The Ugandan government has followed Kenya in taking the extreme step of introducing a tax on mobile money, punishing consumers for a financial blackhole entirely of the government’s making.
When Kenyan finance minister Njeru Githae introduced his country’s tax on mobile money transactions, it was to cover the US$300 million cost of wage increases for state-employed teachers lecturers and doctors after a spate of strikes, punishing Kenyan consumers for the lack of thrift at the highest level.
Now the Ugandan government has followed suit, but this time it is an even more self-inflicted financial impasse that is set to cost citizens. Minister of Finance Maria Kiwanuka’s tax on mobile money, which she hopes will raise US$12 million annually, has resulted from cuts in donor aid to the country after a report accused it of endemic corruption.

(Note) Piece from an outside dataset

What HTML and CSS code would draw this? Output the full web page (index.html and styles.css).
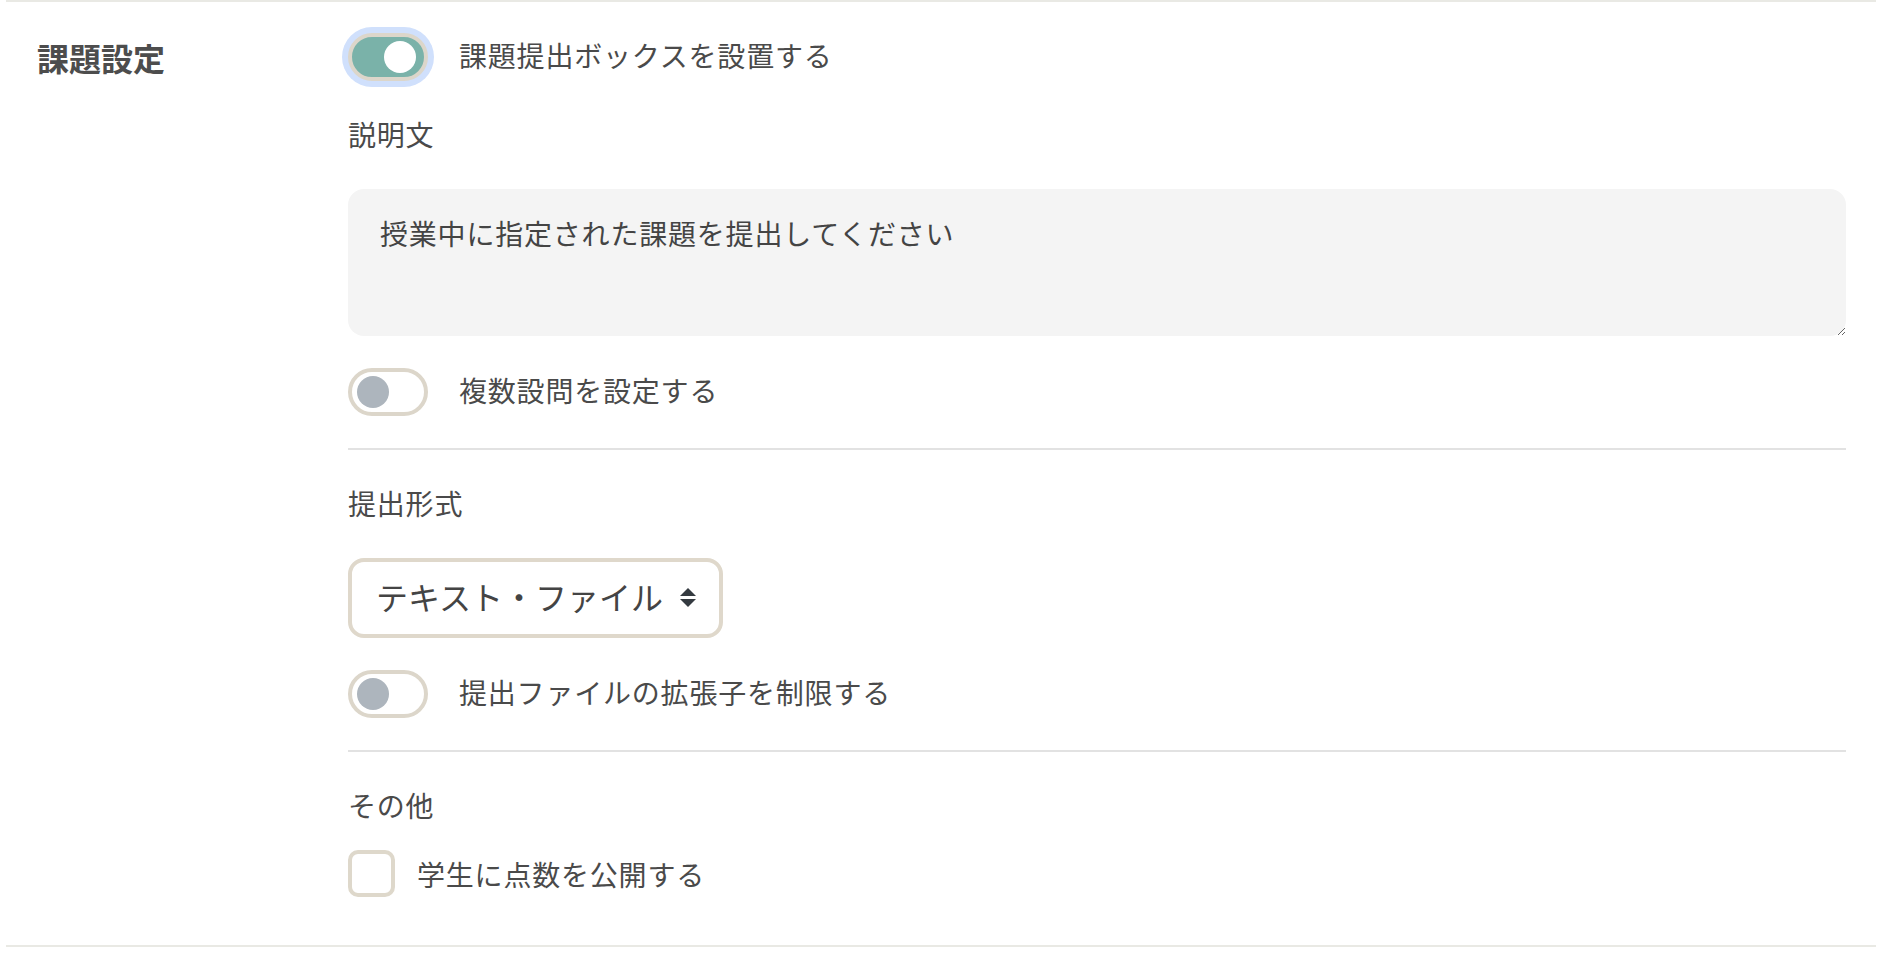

In October, the East African nation’s auditor general reported more than US$13 million in aid funds had ended up in unauthorised bank accounts, with prime minister Amama Mbabazi at the centre of the allegations. Western donors such as the United Kingdom, Germany and Denmark suspended aid, which the Ugandan government relies upon for 25 per cent of its budget.
Faced with a financial blackhole and the need to fill it, the Ugandan government, rather than properly tackle the corruption that resulted in the aid withdrawal, has chosen to punish its own citizens for its misdeeds.
Not only have Ugandans now been robbed of funds donated to fund reconstruction and resettlement in the country’s northern region, blighted for so long by Joseph Kony’s Lord’s Resistance Army (LRA), they must now pay out of their own pockets to reduce the resultant budget deficit. Users of mobile money services and those who make international phone calls may legitimately ask why the burden must now fall on them to bail their government out when international donors consider it to be too corrupt to be worthy.
HumanIPO has carried articles condemning mobile money taxes before, but with this latest development it is evident that East African governments have not learnt that taxing a growingly important social and economic service for the sake of plugging self-imposed holes is cynical and misguided.